I was interviewed as a Boy Meets World superfan in a January 2013 issue of the Canadian magazine Macleans. For the last three years this has been my fun fact whenever I have to introduce myself at a company icebreaker. Apparently there is no bigger fan of Boy Meets World on the Internet.

Boy Meets World, in case you were not a TV-binging latchkey kid in the 1990s, is a sitcom about a boy named Cory who is supposed to be fairly average in every way: average student, average nuclear family with 2.5 kids (literally, he has a brother all the time and a sister only some of the time, due to standard 90s sitcom continuity problems). Notable characters in Cory’s life include Mr.
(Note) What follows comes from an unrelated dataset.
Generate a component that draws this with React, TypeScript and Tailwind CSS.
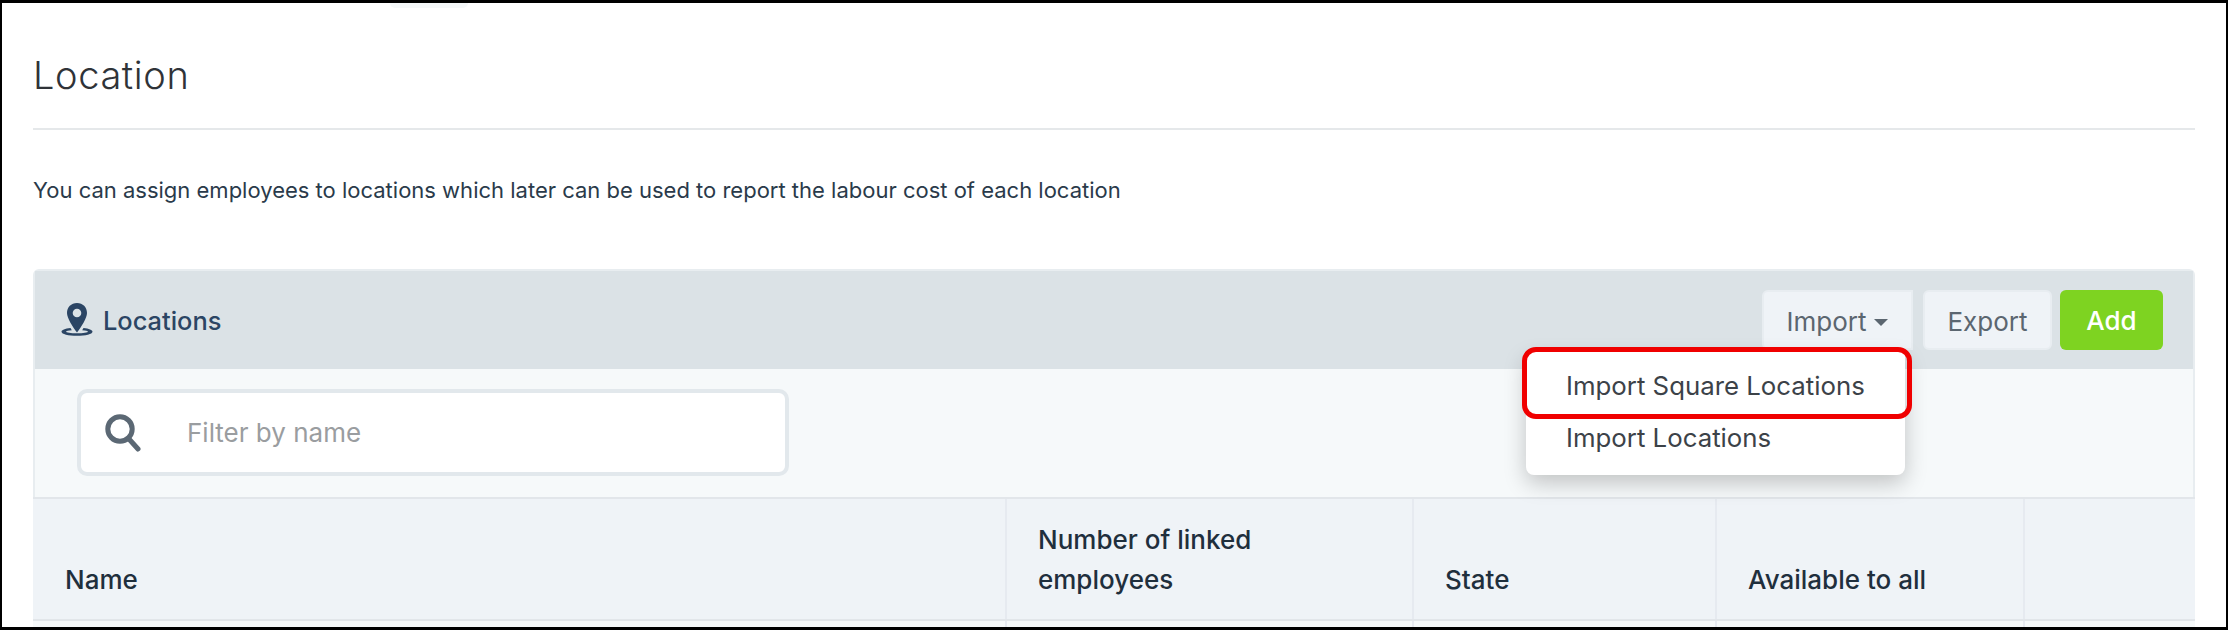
const font = { fontFamily: '"Inter", "Lato", sans-serif' }

function PinIcon() {
  return (
    <svg width="32" height="33" viewBox="0 0 32 33" className="shrink-0">
      <path d="M9.500 25C4 25.600 .5 27 .5 28.700c0 2.400 6.900 4.100 15.500 4.100s15.500-1.700 15.500-4.100c0-1.700-3.500-3.100-9-3.700l-1.300 2.300c3.300.3 5.800.8 5.800 1.400 0 .8-4.800 1.500-11 1.500s-11-.7-11-1.500c0-.6 2.500-1.100 5.800-1.400z" fill="#2b4564" />
      <path fillRule="evenodd" d="M16 0c5.800 0 10 4.300 10 10 0 5-5.500 13.500-10 19.500C11.500 23.500 6 15 6 10 6 4.300 10.200 0 16 0zm0 5.700a4.300 4.300 0 1 0 0 8.600 4.300 4.300 0 0 0 0-8.600z" fill="#2b4564" />
    </svg>
  )
}

function SearchIcon() {
  return (
    <svg width="36" height="38" viewBox="0 0 36 38" className="shrink-0">
      <circle cx="15" cy="15" r="12.200" fill="none" stroke="#5b6874" strokeWidth="5" />
      <path d="M24 25l9 10" fill="none" stroke="#5b6874" strokeWidth="5" strokeLinecap="round" />
    </svg>
  )
}

const columns = [
  { label: 'Name', width: 'w-[974px]', pad: 'pl-[32px]' },
  { label: 'Number of linked employees', width: 'w-[407px]', pad: 'pl-[31px] pr-[100px]' },
  { label: 'State', width: 'w-[303px]', pad: 'pl-[31px]' },
  { label: 'Available to all', width: 'w-[308px]', pad: 'pl-[31px]' },
  { label: '', width: 'w-[170px]', pad: '' },
]

export default function App() {
  return (
    <div style={font} className="relative w-[2228px] h-[630px] bg-white border-t-[3px] border-l-[2px] border-r-[2px] border-b-[3px] border-black overflow-hidden">
      <div className="absolute top-0 left-[388px] w-[78px] h-[5px] bg-[#f5f8f9] rounded-b-lg" />

      <div className="pl-[31px] pr-[31px]">
        <h1 className="pt-[49px] h-[127px] text-[38px] leading-[46px] tracking-[0.6px] font-light text-[#2f3338] border-b-2 border-[#e5e8ea]">Location</h1>
        <p className="mt-[46px] text-[22px] leading-[28px] text-[#2a3a4a]">You can assign employees to locations which later can be used to report the labour cost of each location</p>

        <div className="mt-[65px] rounded-t-md border-x-2 border-t-2 border-[#e8edf0]">
          <div className="h-[98px] bg-[#dbe2e6] flex items-center justify-between pl-[26px] pr-[30px]">
            <div className="flex items-center gap-[10px] text-[25.4px] font-medium text-[#2b4564]">
              <PinIcon />
              <span className="pt-[2px]">Locations</span>
            </div>
            <div className="flex items-center gap-[8px] text-[26px] text-[#5b6670]">
              <button className="w-[151px] h-[60px] pt-[2px] bg-[#eff3f7] border-2 border-[#e8edf1] rounded-l-md flex items-center justify-center gap-[8px]">
                Import
                <span className="w-0 h-0 border-x-[7px] border-x-transparent border-t-[7px] border-t-[#5b6670] mt-[2px]" />
              </button>
              <button className="w-[129px] h-[60px] pt-[2px] bg-[#eff3f7] border-2 border-[#e8edf1] rounded-md ml-[2px]">Export</button>
              <button className="w-[103px] h-[60px] bg-[#7ed321] rounded-md text-white font-medium">Add</button>
            </div>
          </div>

          <div className="h-[128px] bg-[#f6f9fa] pt-[20px] pl-[42px]">
            <div className="w-[712px] h-[87px] bg-white border-[4px] border-[#e2e8ec] rounded-[10px] flex items-center pl-[24px] gap-[46px]">
              <SearchIcon />
              <span className="text-[26px] text-[#9a9da0]">Filter by name</span>
            </div>
          </div>

          <div className="flex h-[124px] bg-[#eff3f7] border-y-2 border-[#e2e6ea] text-[26px] font-medium text-[#1f2f3d] leading-[40px] -mx-[2px]">
            {columns.map((col, i) => (
              <div key={i} className={`${col.width} ${col.pad} flex items-end pb-[19px] ${i < 4 ? 'border-r-2 border-[#e6eaf0]' : ''}`}>
                {col.label}
              </div>
            ))}
          </div>
          <div className="flex h-[8px] bg-[#f6f9fa] -mx-[2px]">
            {columns.map((col, i) => (
              <div key={i} className={`${col.width} ${i < 4 ? 'border-r-2 border-[#e6eaf0]' : ''}`} />
            ))}
          </div>
        </div>
      </div>

      <div className="absolute left-[1524px] top-[349px] w-[379px] h-[123px] bg-white rounded-b-lg shadow-[0_8px_22px_rgba(0,0,0,0.22)] text-[25.8px] text-[#3c4248] pl-[40px]">
        <div className="h-[68px] flex items-center">Import Square Locations</div>
        <div className="h-[36px] flex items-center">Import Locations</div>
      </div>
      <div className="absolute left-[1520px] top-[344px] w-[390px] h-[72px] border-[5px] border-[#f00000] rounded-[14px]" />
    </div>
  )
}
Feeny, the impossibly wise history teacher, who is also his next-door neighbor; best friend Shawn, who is from the Wrong Side of the Tracks and has Tremendously Important Father Issues; and Cory’s on-again, off-again girlfriend Topanga, who started out as a comical weirdo but morphed into a standard Pretty Girl Love Interest, for which I hated her.

It’s not a particularly notable show. Starlee Kine described its comforting blandness on the This American Life episode “Reruns”: “It didn’t even matter that I didn’t watch it as a little kid. I can imagine little kids being in really comfortable, carpeted family rooms and laying with their elbows propped up and watching Boy Meets World and feeling really safe. Because it’s like the safest thing in the world.”

Boy Meets World cast

Boy Meets World season one cast. Cory kneels in front, wearing primary colors red and blue to denote him as the hero, and holds the hand of his sometimes-nonexistent little sister, Morgan. Cool big brother Eric leans in from the left, while parents Amy and Alan hug and judge behind. Blazer-wearing history teacher/crotchety neighbor/stalker Mr. Feeny frowns imperiously, while Rebel Friend Shawn smirks and wears a tie-dye T-shirt with sharks on it like a boss. Not pictured: the love of Cory’s life, Topanga. She wasn’t that important in season one.